Go through the listing and set it down exactly, leaving out its pictures.

SOURCE DATA
....

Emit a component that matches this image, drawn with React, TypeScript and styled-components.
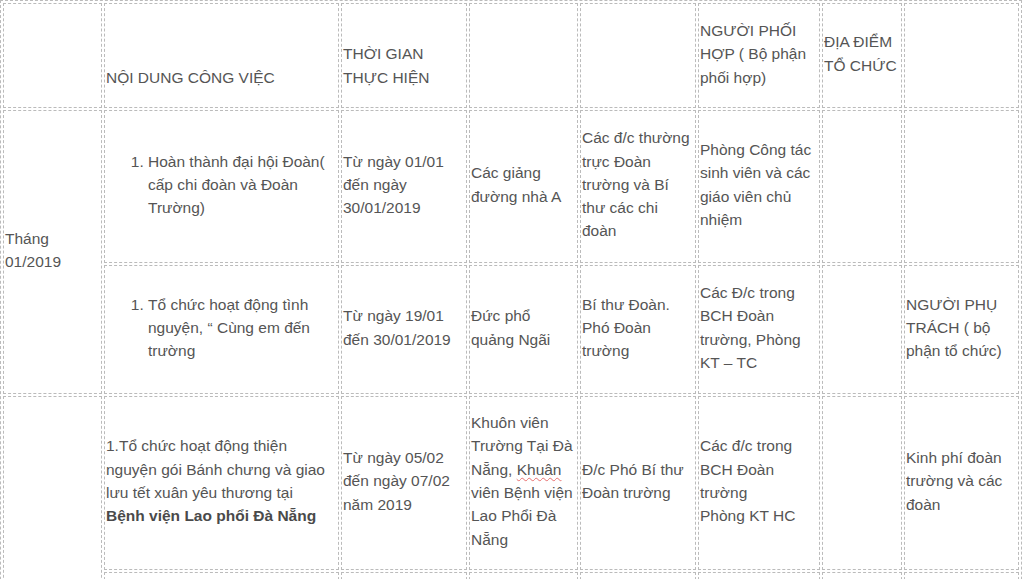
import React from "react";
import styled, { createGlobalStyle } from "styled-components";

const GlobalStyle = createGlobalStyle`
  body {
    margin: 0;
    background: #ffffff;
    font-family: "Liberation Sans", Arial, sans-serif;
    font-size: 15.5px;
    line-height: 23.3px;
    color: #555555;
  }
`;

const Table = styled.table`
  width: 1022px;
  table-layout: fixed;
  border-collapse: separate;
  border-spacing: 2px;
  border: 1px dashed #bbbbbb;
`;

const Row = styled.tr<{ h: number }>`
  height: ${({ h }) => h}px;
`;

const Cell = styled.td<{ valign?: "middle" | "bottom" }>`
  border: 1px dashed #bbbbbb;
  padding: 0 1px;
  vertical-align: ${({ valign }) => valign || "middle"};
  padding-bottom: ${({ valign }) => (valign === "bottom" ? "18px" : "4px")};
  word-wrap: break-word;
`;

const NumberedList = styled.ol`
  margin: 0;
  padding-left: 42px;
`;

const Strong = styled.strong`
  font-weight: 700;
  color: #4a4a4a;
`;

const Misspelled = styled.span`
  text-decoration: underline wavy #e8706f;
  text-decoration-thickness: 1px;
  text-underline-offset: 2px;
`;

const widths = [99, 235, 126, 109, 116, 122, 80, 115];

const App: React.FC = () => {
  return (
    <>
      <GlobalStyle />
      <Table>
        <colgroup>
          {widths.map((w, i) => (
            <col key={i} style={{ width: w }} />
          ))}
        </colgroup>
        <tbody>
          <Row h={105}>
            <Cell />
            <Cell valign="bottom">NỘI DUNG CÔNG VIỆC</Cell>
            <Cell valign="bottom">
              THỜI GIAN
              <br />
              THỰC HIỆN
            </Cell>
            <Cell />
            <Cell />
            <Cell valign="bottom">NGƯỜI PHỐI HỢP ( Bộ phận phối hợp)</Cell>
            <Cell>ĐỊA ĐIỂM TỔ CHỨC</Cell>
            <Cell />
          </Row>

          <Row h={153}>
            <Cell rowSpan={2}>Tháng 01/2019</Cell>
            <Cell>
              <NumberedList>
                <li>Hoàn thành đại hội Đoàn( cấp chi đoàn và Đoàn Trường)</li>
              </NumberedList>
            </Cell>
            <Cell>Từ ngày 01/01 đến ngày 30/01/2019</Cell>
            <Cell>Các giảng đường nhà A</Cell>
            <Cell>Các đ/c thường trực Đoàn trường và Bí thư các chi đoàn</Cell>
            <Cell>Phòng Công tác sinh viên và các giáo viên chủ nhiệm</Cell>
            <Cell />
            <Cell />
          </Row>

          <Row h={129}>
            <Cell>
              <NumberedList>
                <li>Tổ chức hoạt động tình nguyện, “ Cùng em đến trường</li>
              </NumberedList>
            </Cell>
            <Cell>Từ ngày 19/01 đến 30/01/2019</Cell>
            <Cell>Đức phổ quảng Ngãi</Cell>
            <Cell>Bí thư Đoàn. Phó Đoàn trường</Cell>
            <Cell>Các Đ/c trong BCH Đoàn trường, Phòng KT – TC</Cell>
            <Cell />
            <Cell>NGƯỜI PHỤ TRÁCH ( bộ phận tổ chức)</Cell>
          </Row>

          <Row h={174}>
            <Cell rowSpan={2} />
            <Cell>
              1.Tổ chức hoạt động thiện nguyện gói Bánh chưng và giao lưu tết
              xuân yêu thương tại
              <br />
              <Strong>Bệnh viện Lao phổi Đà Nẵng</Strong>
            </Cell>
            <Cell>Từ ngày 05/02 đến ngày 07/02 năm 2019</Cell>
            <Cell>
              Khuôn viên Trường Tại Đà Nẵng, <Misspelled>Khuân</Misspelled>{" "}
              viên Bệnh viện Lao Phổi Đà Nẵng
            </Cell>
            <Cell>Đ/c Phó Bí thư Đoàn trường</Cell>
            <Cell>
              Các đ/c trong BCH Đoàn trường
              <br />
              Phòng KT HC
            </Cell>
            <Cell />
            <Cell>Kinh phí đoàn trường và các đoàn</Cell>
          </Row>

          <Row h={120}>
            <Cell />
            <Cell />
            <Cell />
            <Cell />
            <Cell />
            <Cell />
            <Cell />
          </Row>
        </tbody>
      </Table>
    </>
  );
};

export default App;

....

REPLY TO THE TASK
Emit a component that matches this image, drawn with React, TypeScript and styled-components.
import React from "react";
import styled, { createGlobalStyle } from "styled-components";

const GlobalStyle = createGlobalStyle`
  body {
    margin: 0;
    background: #ffffff;
    font-family: "Liberation Sans", Arial, sans-serif;
    font-size: 15.5px;
    line-height: 23.3px;
    color: #555555;
  }
`;

const Table = styled.table`
  width: 1022px;
  table-layout: fixed;
  border-collapse: separate;
  border-spacing: 2px;
  border: 1px dashed #bbbbbb;
`;

const Row = styled.tr<{ h: number }>`
  height: ${({ h }) => h}px;
`;

const Cell = styled.td<{ valign?: "middle" | "bottom" }>`
  border: 1px dashed #bbbbbb;
  padding: 0 1px;
  vertical-align: ${({ valign }) => valign || "middle"};
  padding-bottom: ${({ valign }) => (valign === "bottom" ? "18px" : "4px")};
  word-wrap: break-word;
`;

const NumberedList = styled.ol`
  margin: 0;
  padding-left: 42px;
`;

const Strong = styled.strong`
  font-weight: 700;
  color: #4a4a4a;
`;

const Misspelled = styled.span`
  text-decoration: underline wavy #e8706f;
  text-decoration-thickness: 1px;
  text-underline-offset: 2px;
`;

const widths = [99, 235, 126, 109, 116, 122, 80, 115];

const App: React.FC = () => {
  return (
    <>
      <GlobalStyle />
      <Table>
        <colgroup>
          {widths.map((w, i) => (
            <col key={i} style={{ width: w }} />
          ))}
        </colgroup>
        <tbody>
          <Row h={105}>
            <Cell />
            <Cell valign="bottom">NỘI DUNG CÔNG VIỆC</Cell>
            <Cell valign="bottom">
              THỜI GIAN
              <br />
              THỰC HIỆN
            </Cell>
            <Cell />
            <Cell />
            <Cell valign="bottom">NGƯỜI PHỐI HỢP ( Bộ phận phối hợp)</Cell>
            <Cell>ĐỊA ĐIỂM TỔ CHỨC</Cell>
            <Cell />
          </Row>

          <Row h={153}>
            <Cell rowSpan={2}>Tháng 01/2019</Cell>
            <Cell>
              <NumberedList>
                <li>Hoàn thành đại hội Đoàn( cấp chi đoàn và Đoàn Trường)</li>
              </NumberedList>
            </Cell>
            <Cell>Từ ngày 01/01 đến ngày 30/01/2019</Cell>
            <Cell>Các giảng đường nhà A</Cell>
            <Cell>Các đ/c thường trực Đoàn trường và Bí thư các chi đoàn</Cell>
            <Cell>Phòng Công tác sinh viên và các giáo viên chủ nhiệm</Cell>
            <Cell />
            <Cell />
          </Row>

          <Row h={129}>
            <Cell>
              <NumberedList>
                <li>Tổ chức hoạt động tình nguyện, “ Cùng em đến trường</li>
              </NumberedList>
            </Cell>
            <Cell>Từ ngày 19/01 đến 30/01/2019</Cell>
            <Cell>Đức phổ quảng Ngãi</Cell>
            <Cell>Bí thư Đoàn. Phó Đoàn trường</Cell>
            <Cell>Các Đ/c trong BCH Đoàn trường, Phòng KT – TC</Cell>
            <Cell />
            <Cell>NGƯỜI PHỤ TRÁCH ( bộ phận tổ chức)</Cell>
          </Row>

          <Row h={174}>
            <Cell rowSpan={2} />
            <Cell>
              1.Tổ chức hoạt động thiện nguyện gói Bánh chưng và giao lưu tết
              xuân yêu thương tại
              <br />
              <Strong>Bệnh viện Lao phổi Đà Nẵng</Strong>
            </Cell>
            <Cell>Từ ngày 05/02 đến ngày 07/02 năm 2019</Cell>
            <Cell>
              Khuôn viên Trường Tại Đà Nẵng, <Misspelled>Khuân</Misspelled>{" "}
              viên Bệnh viện Lao Phổi Đà Nẵng
            </Cell>
            <Cell>Đ/c Phó Bí thư Đoàn trường</Cell>
            <Cell>
              Các đ/c trong BCH Đoàn trường
              <br />
              Phòng KT HC
            </Cell>
            <Cell />
            <Cell>Kinh phí đoàn trường và các đoàn</Cell>
          </Row>

          <Row h={120}>
            <Cell />
            <Cell />
            <Cell />
            <Cell />
            <Cell />
            <Cell />
            <Cell />
          </Row>
        </tbody>
      </Table>
    </>
  );
};

export default App;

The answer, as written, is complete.